WORK TO COMPLETE ▸ How many lines in the listing below include the word "components"? Reply with the count alone.

------------------------------------------------

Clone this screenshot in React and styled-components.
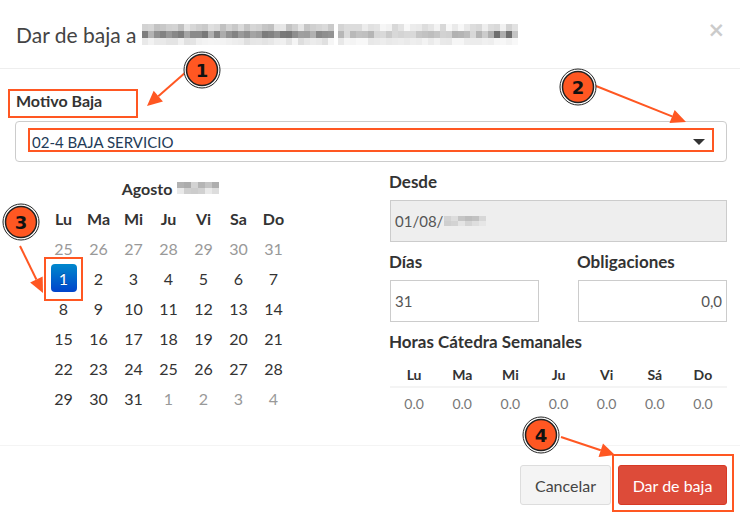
import React from 'react';
import styled, { createGlobalStyle } from 'styled-components';

const GlobalStyle = createGlobalStyle`
  html, body {
    margin: 0;
    background: #fff;
  }
  body {
    font-family: Lato, "Liberation Sans", sans-serif;
    color: #333;
  }
`;

const ORANGE = '#ff5722';

const Page = styled('div')`
  position: relative;
  width: 740px;
  height: 519px;
  overflow: hidden;
  background: #fff;
`;

const Header = styled('div')`
  display: flex;
  align-items: center;
  justify-content: space-between;
  height: 68px;
  padding: 0 15px 0 16px;
  border-bottom: 1px solid #eee;
`;

const Title = styled('h4')`
  display: flex;
  align-items: center;
  margin: 0;
  font-size: 21px;
  font-weight: 400;
  color: #444;
`;

const Close = styled('span')`
  font-family: "DejaVu Sans", sans-serif;
  font-size: 21px;
  font-weight: 700;
  color: #000;
  opacity: 0.2;
  line-height: 1;
  margin-top: -8px;
`;

const Body = styled('div')`
  padding: 21px 13px 0 15px;
`;

const Label = styled('label')`
  display: block;
  font-size: ${p => (p.$small ? 16 : 17)}px;
  font-weight: 700;
  line-height: 22px;
  color: #333;
  margin: 0 0 ${p => p.$gap || 8}px ${p => (p.$small ? 1 : -1)}px;
`;

const Select = styled('div')`
  display: flex;
  align-items: center;
  justify-content: space-between;
  height: 39px;
  padding: 0 21px 0 16px;
  border: 1px solid #ccc;
  border-radius: 4px;
  font-size: 15px;
  color: #233b57;
`;

const Caret = styled('span')`
  width: 0;
  height: 0;
  border-left: 6px solid transparent;
  border-right: 6px solid transparent;
  border-top: 6px solid #333;
`;

const Columns = styled('div')`
  display: grid;
  grid-template-columns: 375px 1fr;
  margin-top: 9px;
  padding-bottom: 27px;
`;

const Calendar = styled('div')`
  display: grid;
  grid-template-columns: repeat(7, 35px);
  grid-auto-rows: 30px;
  margin: 2px 0 0 31px;
  font-size: 16px;
`;

const CalTitle = styled('div')`
  grid-column: 1 / span 7;
  display: flex;
  align-items: center;
  justify-content: center;
  gap: 5px;
  font-weight: 700;
  padding-left: 4px;
`;

const Cell = styled('div')`
  display: flex;
  align-items: center;
  justify-content: center;
  font-weight: ${p => (p.$head ? 700 : 400)};
  color: ${p => (p.$muted ? '#999' : '#333')};
`;

const Active = styled('span')`
  display: flex;
  align-items: center;
  justify-content: center;
  width: 26px;
  height: 28px;
  border-radius: 4px;
  color: #fff;
  background: linear-gradient(to bottom, #0088cc, #0044cc);
  text-shadow: 0 -1px 0 rgba(0, 0, 0, 0.25);
`;

const Right = styled('div')`
  display: flex;
  flex-direction: column;
`;

const Input = styled('div')`
  display: flex;
  align-items: center;
  justify-content: ${p => (p.$right ? 'flex-end' : 'flex-start')};
  gap: 1px;
  height: 40px;
  padding: 0 4px 0 4px;
  border: 1px solid #ccc;
  background: ${p => (p.$disabled ? '#eee' : '#fff')};
  font-size: 15px;
  color: #555;
  margin-bottom: 9px;
`;

const Pair = styled('div')`
  display: grid;
  grid-template-columns: 149px 149px;
  justify-content: space-between;
`;

const Table = styled('div')`
  display: grid;
  grid-template-columns: repeat(7, 1fr);
  margin-top: 1px;
`;

const Th = styled('div')`
  display: flex;
  align-items: center;
  justify-content: center;
  height: 24px;
  border-bottom: 2px solid #f4f4f4;
  font-size: 14px;
  font-weight: 700;
  color: #333;
`;

const Td = styled('div')`
  display: flex;
  align-items: center;
  justify-content: center;
  height: 30px;
  font-size: 14px;
  color: #777;
`;

const Footer = styled('div')`
  display: flex;
  justify-content: flex-end;
  gap: 7px;
  padding: 19px 13px 0 15px;
  border-top: 1px solid #f4f4f4;
`;

const Button = styled('button')`
  height: 40px;
  padding: 0;
  border-radius: 3px;
  font-family: inherit;
  font-size: 16px;
  white-space: nowrap;
  border: 1px solid ${p => (p.$danger ? '#d73925' : '#ddd')};
  background: ${p => (p.$danger ? '#dd4b39' : '#f4f4f4')};
  color: ${p => (p.$danger ? '#fff' : '#444')};
  width: ${p => p.$w}px;
`;

const Overlay = styled('svg')`
  position: absolute;
  left: 0;
  top: 0;
  pointer-events: none;
`;

const BlurGrid = styled('span')`
  display: inline-grid;
  grid-template-columns: repeat(${p => p.$cols}, ${p => p.$cell}px);
  grid-auto-rows: ${p => p.$rowH}px;
`;

const rand = seed => {
  let s = seed;
  return () => {
    s = (s * 9301 + 49297) % 233280;
    return s / 233280;
  };
};

// pixelated placeholder for hidden personal data
const Blur = ({ cols, cell, rowH, ranges, seed, dark = [] }) => {
  const r = rand(seed);
  const cells = [];
  ranges.forEach((range, row) => {
    for (let c = 0; c < cols; c++) {
      let v = Math.round(range[0] + r() * (range[1] - range[0]));
      if (row === 1 && dark.includes(c)) v = 110;
      cells.push(<span key={row + '-' + c} style={{ background: `rgb(${v},${v},${v})` }} />);
    }
  });
  return <BlurGrid $cols={cols} $cell={cell} $rowH={rowH}>{cells}</BlurGrid>;
};

const Arrow = ({ x1, y1, x2, y2 }) => {
  const dx = x2 - x1;
  const dy = y2 - y1;
  const len = Math.hypot(dx, dy);
  const ux = dx / len;
  const uy = dy / len;
  const bx = x2 - ux * 15;
  const by = y2 - uy * 15;
  const px = -uy * 7;
  const py = ux * 7;
  return (
    <g>
      <line x1={x1} y1={y1} x2={bx} y2={by} stroke={ORANGE} strokeWidth="2" />
      <polygon points={`${x2},${y2} ${bx + px},${by + py} ${bx - px},${by - py}`} fill={ORANGE} />
    </g>
  );
};

const Badge = ({ x, y, n }) => (
  <g>
    <circle cx={x} cy={y} r="18" fill="#fff" stroke="#222" strokeWidth="1" />
    <circle cx={x} cy={y} r="15.5" fill={ORANGE} stroke="#222" strokeWidth="1.5" />
    <text
      x={x}
      y={y + 6.5}
      textAnchor="middle"
      fontFamily="DejaVu Sans, sans-serif"
      fontWeight="700"
      fontSize="18"
      fill="#111"
    >
      {n}
    </text>
  </g>
);

const Mark = ({ x, y, w, h }) => (
  <rect x={x} y={y} width={w} height={h} fill="none" stroke={ORANGE} strokeWidth="2" />
);

const DAYS = ['Lu', 'Ma', 'Mi', 'Ju', 'Vi', 'Sa', 'Do'];
const WEEKS = [
  [25, 26, 27, 28, 29, 30, 31],
  [1, 2, 3, 4, 5, 6, 7],
  [8, 9, 10, 11, 12, 13, 14],
  [15, 16, 17, 18, 19, 20, 21],
  [22, 23, 24, 25, 26, 27, 28],
  [29, 30, 31, 1, 2, 3, 4]
];

export default function App() {
  return (
    <Page>
      <GlobalStyle />
      <Header>
        <Title>
          Dar de baja a&nbsp;
          <Blur cols={32} cell={6} rowH={7} seed={7} ranges={[[190, 232], [115, 180], [222, 246]]} />
          <span style={{ width: 4 }} />
          <Blur
            cols={30}
            cell={6}
            rowH={7}
            seed={21}
            ranges={[[210, 248], [170, 222], [232, 250]]}
            dark={[26, 28]}
          />
        </Title>
        <Close>×</Close>
      </Header>
      <Body>
        <Label $small $gap={9}>Motivo Baja</Label>
        <Select>
          02-4 BAJA SERVICIO
          <Caret />
        </Select>
        <Columns>
          <Calendar>
            <CalTitle>
              Agosto
              <Blur cols={6} cell={7} rowH={6} seed={3} ranges={[[160, 215], [185, 235]]} />
            </CalTitle>
            {DAYS.map(d => (
              <Cell key={d} $head>
                {d}
              </Cell>
            ))}
            {WEEKS.map((week, wi) =>
              week.map((day, di) => {
                const muted = (wi === 0 && day > 7) || (wi === 5 && day < 7);
                return (
                  <Cell key={wi + '-' + di} $muted={muted}>
                    {wi === 1 && day === 1 ? <Active>1</Active> : day}
                  </Cell>
                );
              })
            )}
          </Calendar>
          <Right>
            <Label $gap={7}>Desde</Label>
            <Input $disabled>
              01/08/
              <Blur cols={6} cell={7} rowH={5} seed={11} ranges={[[185, 225], [200, 235]]} />
            </Input>
            <Pair>
              <div>
                <Label $gap={7}>Días</Label>
                <Input>31</Input>
              </div>
              <div>
                <Label $gap={7}>Obligaciones</Label>
                <Input $right>0,0</Input>
              </div>
            </Pair>
            <Label $gap={0}>Horas Cátedra Semanales</Label>
            <Table>
              {['Lu', 'Ma', 'Mi', 'Ju', 'Vi', 'Sá', 'Do'].map(d => (
                <Th key={d}>{d}</Th>
              ))}
              {DAYS.map(d => (
                <Td key={d}>0.0</Td>
              ))}
            </Table>
          </Right>
        </Columns>
      </Body>
      <Footer>
        <Button $w={91}>Cancelar</Button>
        <Button $danger $w={109}>
          Dar de baja
        </Button>
      </Footer>
      <Overlay width="740" height="519" viewBox="0 0 740 519">
        <Mark x={9} y={90} w={128} h={27} />
        <Mark x={29} y={129} w={684} h={22} />
        <Mark x={45} y={258} w={37} h={42} />
        <Mark x={613} y={455} w={120} h={56} />
        <Arrow x1={186} y1={72} x2={147} y2={106} />
        <Arrow x1={596} y1={86} x2={686} y2={122} />
        <Arrow x1={20} y1={246} x2={43} y2={293} />
        <Arrow x1={561} y1={437} x2={615} y2={455} />
        <Badge x={202} y={70} n="1" />
        <Badge x={578} y={87} n="2" />
        <Badge x={21} y={222} n="3" />
        <Badge x={541} y={435} n="4" />
      </Overlay>
    </Page>
  );
}
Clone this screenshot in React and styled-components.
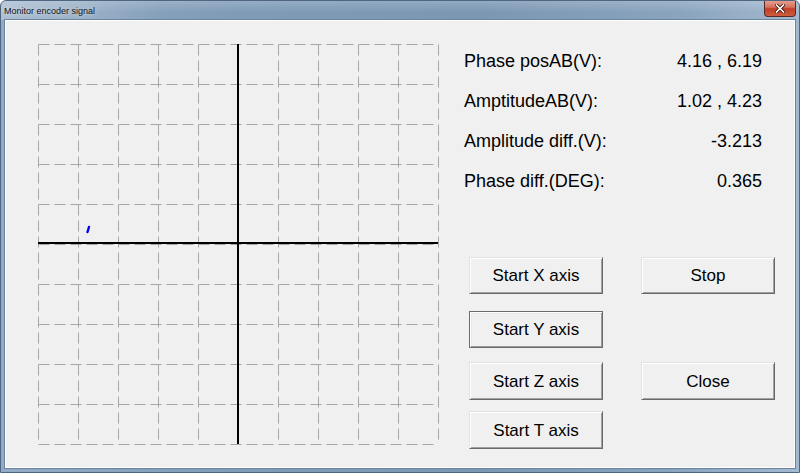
import React from "react";
import styled, { createGlobalStyle } from "styled-components";

const Global = createGlobalStyle`
  html, body { margin: 0; padding: 0; background: #ffffff; }
  body { width: 800px; height: 473px; overflow: hidden; font-family: "Liberation Sans", Arial, sans-serif; }
`;

const Frame = styled.div`
  width: 800px;
  height: 473px;
  box-sizing: border-box;
  display: flex;
  flex-direction: column;
  border: 1px solid #4f6681;
  border-radius: 6px 6px 0 0;
  background: linear-gradient(to right, #93abc4 0%, #7f9bb7 30%, #7b97b3 60%, #8aa4be 85%, #a3b9cf 100%);
  overflow: hidden;
`;

const TitleBar = styled.div`
  height: 19px;
  flex: none;
  display: flex;
  align-items: center;
  justify-content: space-between;
  padding-left: 3px;
  background: linear-gradient(to bottom, rgba(255,255,255,0.18), rgba(255,255,255,0) 60%),
    linear-gradient(to right, rgba(255,255,255,0.25) 0%, rgba(255,255,255,0) 20%);
`;

const Title = styled.span`
  font-family: "Liberation Sans", Arial, sans-serif;
  font-size: 9px;
  color: #151515;
  text-shadow: 0 0 4px rgba(255, 255, 255, 0.8);
  margin-top: 1px;
`;

const CloseButton = styled.div`
  width: 32px;
  height: 17px;
  margin-right: 3px;
  align-self: flex-start;
  margin-top: -1px;
  box-sizing: border-box;
  border: 1px solid #5a2a26;
  border-top: none;
  border-radius: 0 0 4px 4px;
  background: linear-gradient(to bottom, #e8a493 0%, #d5725d 45%, #c13e26 55%, #cf5d3f 100%);
  display: flex;
  align-items: center;
  justify-content: center;
`;

const Client = styled.div`
  flex: 1;
  margin: 0 4px 4px 4px;
  background: #f0f0f0;
  border: 1px solid #ffffff;
  box-shadow: 0 0 0 1px #6a84a0;
  display: flex;
  align-items: flex-start;
  padding: 20px 0 0 32px;
`;

const Plot = styled.svg`
  display: block;
  flex: none;
  margin-top: 3px;
`;

const RightPanel = styled.div`
  margin-left: 24px;
  width: 298px;
  display: flex;
  flex-direction: column;
`;

const InfoRow = styled.div`
  height: 40px;
  display: flex;
  align-items: center;
  justify-content: space-between;
  font-size: 18px;
  color: #000;
`;

const ButtonGrid = styled.div`
  margin-top: 56px;
  margin-left: 5px;
  display: grid;
  grid-template-columns: 134px 134px;
  column-gap: 38px;
  grid-template-rows: 54px 51px 49px 38px;
  align-items: start;
`;

const Button = styled.button`
  height: ${(p) => p.$h}px;
  width: 134px;
  box-sizing: border-box;
  padding: 1px 0 0 0;
  margin: 0;
  font-family: "Liberation Sans", Arial, sans-serif;
  font-size: 17px;
  color: #000;
  background: #f0f0f0;
  border: 1px solid;
  border-color: ${(p) => (p.$default ? "#6b6b6b" : "#e3e3e3 #696969 #696969 #e3e3e3")};
  box-shadow: ${(p) =>
    p.$default
      ? "inset 1px 1px #ffffff, inset -1px -1px #9a9a9a, inset 2px 2px #e8e8e8"
      : "inset 1px 1px #ffffff, inset -1px -1px #a0a0a0"};
  grid-column: ${(p) => p.$col};
  grid-row: ${(p) => p.$row};
  cursor: default;
`;

const info = [
  ["Phase posAB(V):", "4.16 , 6.19"],
  ["AmptitudeAB(V):", "1.02 , 4.23"],
  ["Amplitude diff.(V):", "-3.213"],
  ["Phase diff.(DEG):", "0.365"],
];

const buttons = [
  { label: "Start X axis", col: 1, row: 1, h: 37 },
  { label: "Stop", col: 2, row: 1, h: 37 },
  { label: "Start Y axis", col: 1, row: 2, h: 37, def: true },
  { label: "Start Z axis", col: 1, row: 3, h: 38 },
  { label: "Close", col: 2, row: 3, h: 38 },
  { label: "Start T axis", col: 1, row: 4, h: 38 },
];

function Scope() {
  const cells = 10;
  const size = 40;
  const o = 0.5;
  const lines = [];
  for (let i = 0; i <= cells; i++) {
    if (i === 5) continue;
    const p = i * size + o;
    lines.push(<line key={"v" + i} x1={p} y1={o} x2={p} y2={cells * size + o} />);
    lines.push(<line key={"h" + i} x1={o} y1={p} x2={cells * size + o} y2={p} />);
  }
  return (
    <Plot width="402" height="402" viewBox="0 0 402 402">
      <g stroke="#a6a6a6" strokeWidth="1" strokeDasharray="11 5" fill="none">
        {lines}
        <line x1={200.5} y1={o} x2={200.5} y2={400.5} />
        <line x1={o} y1={200.5} x2={400.5} y2={200.5} />
      </g>
      <g stroke="#000" strokeWidth="2">
        <line x1={200} y1={0} x2={200} y2={400} />
        <line x1={0} y1={199} x2={400} y2={199} />
      </g>
      <line x1={51} y1={183} x2={49.5} y2={188} stroke="#0000ff" strokeWidth="2.4" strokeLinecap="round" />
    </Plot>
  );
}

export default function App() {
  return (
    <>
      <Global />
      <Frame>
        <TitleBar>
          <Title>Monitor encoder signal</Title>
          <CloseButton>
            <svg width="10" height="9" viewBox="0 0 10 9">
              <path d="M1.5 1 L8.5 8 M8.5 1 L1.5 8" stroke="#3a1410" strokeWidth="3.2" strokeLinecap="square" />
              <path d="M1.5 1 L8.5 8 M8.5 1 L1.5 8" stroke="#ffffff" strokeWidth="1.6" strokeLinecap="square" />
            </svg>
          </CloseButton>
        </TitleBar>
        <Client>
          <Scope />
          <RightPanel>
            {info.map(([k, v]) => (
              <InfoRow key={k}>
                <span>{k}</span>
                <span>{v}</span>
              </InfoRow>
            ))}
            <ButtonGrid>
              {buttons.map((b) => (
                <Button key={b.label} $col={b.col} $row={b.row} $h={b.h} $default={b.def}>
                  {b.label}
                </Button>
              ))}
            </ButtonGrid>
          </RightPanel>
        </Client>
      </Frame>
    </>
  );
}
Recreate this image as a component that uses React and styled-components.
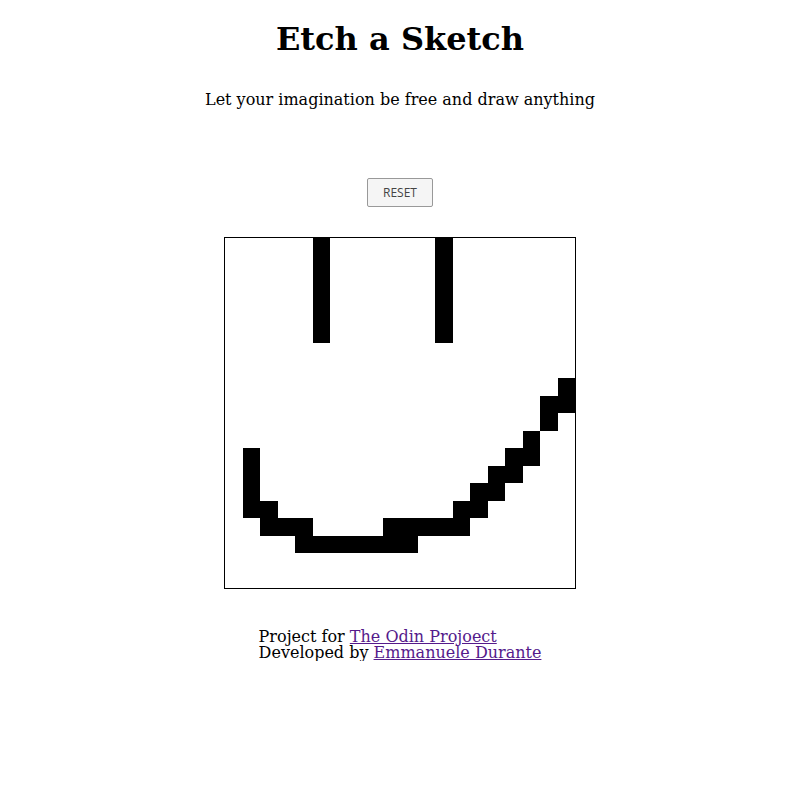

------------------------------------------------

WRITTEN SOLUTION ▸ 5